La politique extérieure de Xi Jinping se retourne contre le pays, enfermé dans une quadruple impasse.
par Nicolas Baverez, Le Point
Le plénum du Comité central du PC vient de se réunir pour examiner la situation économique de la Chine. Il a validé le primat absolu de la sécurité et la stratégie d'autarcie, prenant le contrepied du choix en faveur du marché et de l'ouverture effectué en 1978 sous Deng Xiaoping.
Au même moment, le net ralentissement de l'économie chinoise a été confirmé. La croissance, annoncée à 4,7%, plafonne en dessous de 3%. Le secteur technologique est à l'arrêt à la suite de sa reprise en main par le PC. La consommation recule de 2%. Le chômage remonte, notamment chez les 12 millions de diplômés annuels qui ne trouvent plus d'emploi. Les riches s'exilent, tandis que les capitaux étrangers se retirent massivement du pays face au risque géopolitique majeur que représente Pékin.

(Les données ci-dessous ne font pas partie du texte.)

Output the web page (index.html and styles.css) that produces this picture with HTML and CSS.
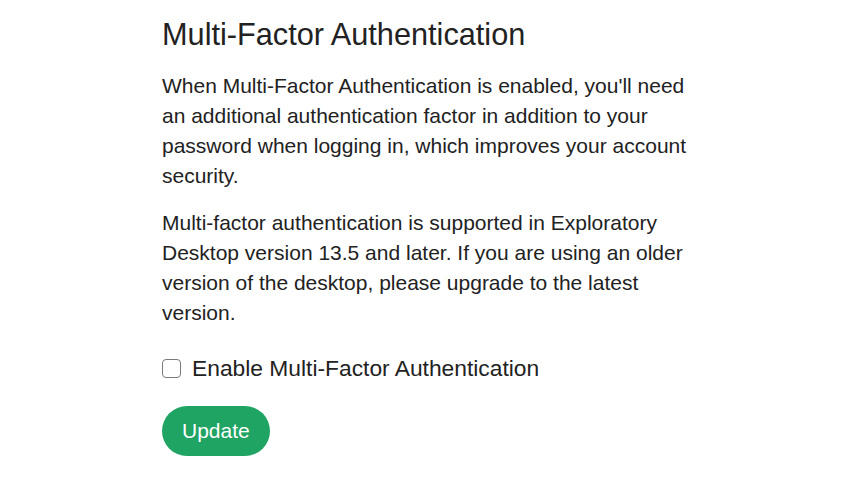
FILE: index.html
```html
<!DOCTYPE html>
<html lang="en">
<head>
    <meta charset="UTF-8">
    <meta name="viewport" content="width=device-width, initial-scale=1.0">
    <title>Multi-Factor Authentication</title>
    <link rel="stylesheet" href="styles.css">
</head>
<body>
    <div class="container">
        <h1>Multi-Factor Authentication</h1>

        <p>When Multi-Factor Authentication is enabled, you'll need an additional authentication factor in addition to your password when logging in, which improves your account security.</p>

        <p>Multi-factor authentication is supported in Exploratory Desktop version 13.5 and later. If you are using an older version of the desktop, please upgrade to the latest version.</p>

        <form class="mfa-form" onsubmit="return false;">
            <label class="check-row">
                <input type="checkbox" class="check-input">
                <span>Enable Multi-Factor Authentication</span>
            </label>

            <button type="submit" class="update-button">Update</button>
        </form>
    </div>
</body>
</html>
```

FILE: styles.css
```css
:root {
    --text-primary: #222222;
    --accent-color: #20a464;
    --checkbox-border: #7a7a7a;
}

* {
    margin: 0;
    padding: 0;
    box-sizing: border-box;
    font-family: 'Liberation Sans', Arial, Helvetica, sans-serif;
}

body {
    background: #ffffff;
    color: var(--text-primary);
}

.container {
    width: 536px;
    margin-left: 162px;
    padding-top: 16px;
}

h1 {
    font-size: 30.7px;
    font-weight: 400;
    line-height: 37px;
    margin-bottom: 18px;
}

p {
    font-size: 21px;
    line-height: 30px;
    margin-bottom: 17px;
}

.mfa-form {
    display: flex;
    flex-direction: column;
    align-items: flex-start;
    gap: 23px;
    padding-top: 8px;
}

.check-row {
    display: flex;
    align-items: center;
    gap: 11px;
    font-size: 22.8px;
    line-height: 30px;
    cursor: pointer;
}

.check-input {
    appearance: none;
    width: 19px;
    height: 19px;
    border: 1.5px solid var(--checkbox-border);
    border-radius: 4px;
    background: #ffffff;
    cursor: pointer;
}

.update-button {
    height: 50px;
    padding: 0 20px;
    font-size: 21px;
    color: #ffffff;
    background: var(--accent-color);
    border: none;
    border-radius: 25px;
    cursor: pointer;
}
```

Le modèle mercantiliste chinois est ainsi en passe d'exploser. La priorité est à l'investissement plutôt qu'à la consommation, créant de gigantesques surcapacités industrielles subventionnées par l'État central et les gouvernements locaux en dépit de leur surendettement, qui empêche certains de payer régulièrement leurs fonctionnaires. Du fait de la faiblesse de la demande intérieure, leur production ne peut trouver de débouchés qu'à l'exportation, soutenue par un dumping systématique. D'où d'énormes excédents commerciaux, qui ont atteint 99 milliards de dollars en juin. Mais, en submergeant les marchés mondiaux, la Chine provoque une flambée protectionniste en Occident comme dans les pays du Sud. Tous les grands pôles de l'économie mondiale, jusqu'à l'UE, appliquent désormais un principe de découplage vis-à-vis de la Chine et sanctionnent ses pratiques prédatrice, taxant ses produits, voire les interdisant.
La politique extérieure de Xi Jinping fondée sur la revendication du leadership mondial en 2049, sur une extrême agressivité en Asie-Pacifique et sur la mise en place d'une économie de guerre anticipant d'éventuelles sanctions des États-Unis-se retourne également contre la Chine. Elle a dessillé les yeux aux États-Unis, qui ont engagé un renouveau industriel et rétabli leur leadership dans les technologies clés du XXI siècle. L'alliance avec la Russie, allant jusqu'à la participation à des manœuvres communes en Biélorussie, a non seulement contribué à relancer l'Otan mais aussi à rapprocher l'alliance des démocraties d'Asie, qui ont participé au 75 anniversaire de l'Otan. Les menaces sur Taïwan ont galvanisé la volonté de la population de l'île de défendre sa souveraineté. Le troisième mandat de Xi Jinping enferme ainsi la Chine dans une quadruple impasse.
L'impasse est d'abord démographique. La Chine perdra 200 millions d'habitants dans les trente ans, ce qui amputera la croissance.
Impasse économique, sociale et financière, avec l'emprisonnement dans la trappe des pays à revenus intermédiaires. La Chine a refusé d'engager la conversion de son modèle économique vers le marché intérieur. La dette publique et privée dépasse 300% du PIB, et les sorties de capitaux s'envolent (68 milliards de dollars en 2023).
Impasse politique, ensuite, qui résulte de la rupture du pacte social qui échangeait, depuis 1978, le développement, l'enrichissement et des espaces de liberté personnelle contre le monopole du pouvoir du PC. La croissance intensive et le progrès social sont désormais bloqués, tandis que la population est soumise à un impitoyable Big Brother numérique.
L'impasse est enfin stratégique. En engageant trop tôt la confrontation avec l'Amérique, la Chine a permis aux États-Unis de reprendre l'avantage. L'alliance avec la Russie a vassalisé Moscou, mais au prix de la rupture avec l'Occident, débouché vital pour les exportations chinoises. L'impérialisme débridé et la course aux armements de Pékin suscitent de plus en plus de résistances en Asie-Pacifique et renforcent la position de Taïwan. Enfin, l'éradication des productions locales par les exportations chinoises provoque des représailles de la part des pays du Sud.
En faisant le choix d'une économie de guerre pour servir ses ambitions de puissance démesurées, Xi Jinping a détruit le modèle des « quarante glorieuses » de la Chine. Enfermé dans le déni de la crise dans laquelle il a plongé la Chine, il donne raison à Lord Acton, qui soulignait que « le pouvoir corrompt, le pouvoir absolu corrompt absolument ».